The Anchor of Hope #
Unlike the helmet’s directional role, the anchor keeps one from drifting. If one keeps the final end as the goal, whatever external shocks occur, one is moored to what matters.
Notable Quotes #
“A whole is something that has parts, right? It can be divided into parts in some way.” — Berquist, summarizing Thomas
“The whole soul is in each part of the body by the totality of its perfection in nature. Not, however, according to the wholeness of its power.” — Thomas Aquinas (cited by Berquist)
“The soul is in the whole body first and as such. It is in the parts because they are ordered to the whole.” — Berquist’s exposition of Aquinas
“If the Holy Spirit is in me, that doesn’t make me the church. I am a church, a part, but not by myself.” — Berquist’s theological application
Questions Addressed #
Q1: How can the whole soul be present in each part of the body without being divided? #
A: The soul is not a quantitative whole distributed across space. As a form requiring diverse parts (not a universal), it is present according to the totality of its essence and perfection to the whole body first, and to each part according to that part’s order to the whole. It is a potential whole.
Q2: Is whiteness in the wall divided when you divide the wall? #
A: According to quantitative wholeness, yes—more whiteness is spread over a larger surface. But according to the essence of whiteness itself (what it is to be white), no—the whole definition of whiteness is equally present in a small part and in the whole surface.

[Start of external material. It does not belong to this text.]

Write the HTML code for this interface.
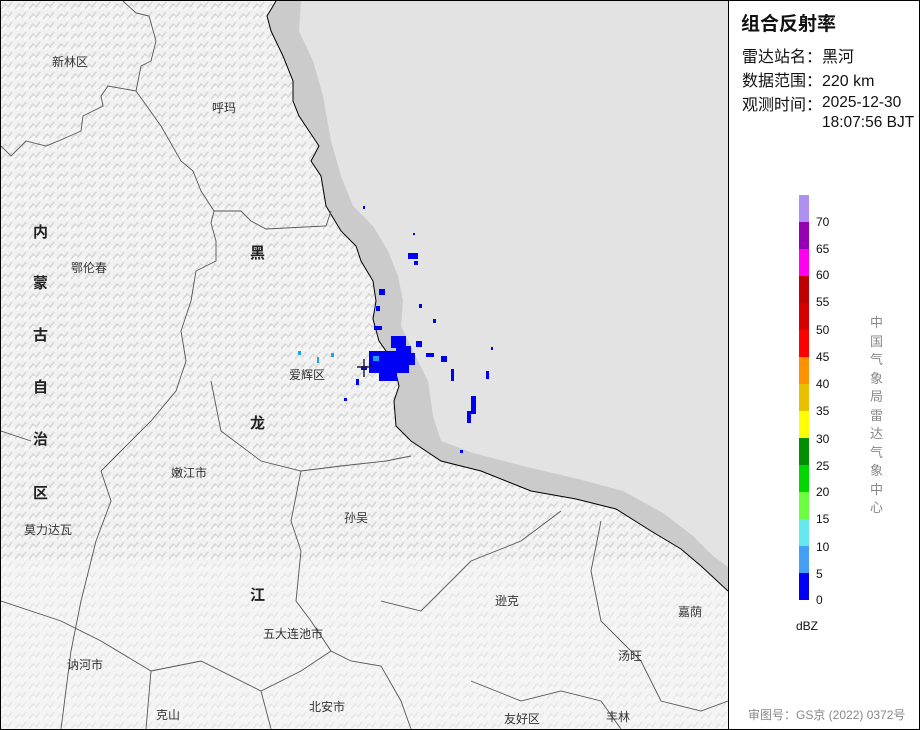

Q3: Why isn’t each part of an animal also an animal if the whole soul is in each part? #
A: Because the animal is what is composed of the whole soul and the whole body as its first perfection. The soul is in parts only as ordered to the whole. A separated part (like a severed hand) no longer has that order to the whole and thus is no longer an animal but a homonymous remains.
Q4: Are all powers of the soul present in all parts of the body? #
A: No. Some powers (understanding, will) exceed the body’s capacity and are in the soul alone. Other powers (sensation, digestion) are present only in the bodily part suited to their operation. The soul is whole in essence everywhere, but not whole in operative capacity everywhere.
Q5: What makes one part of the body more principal than another? #
A: The presence of more principal powers. The head is principal because it houses the inward senses directing the whole body. The heart is principal as the source of vital movement. Theological application: the church’s union with the Holy Spirit is more complete than any individual member’s, as the whole is more proportioned to its form than a part is.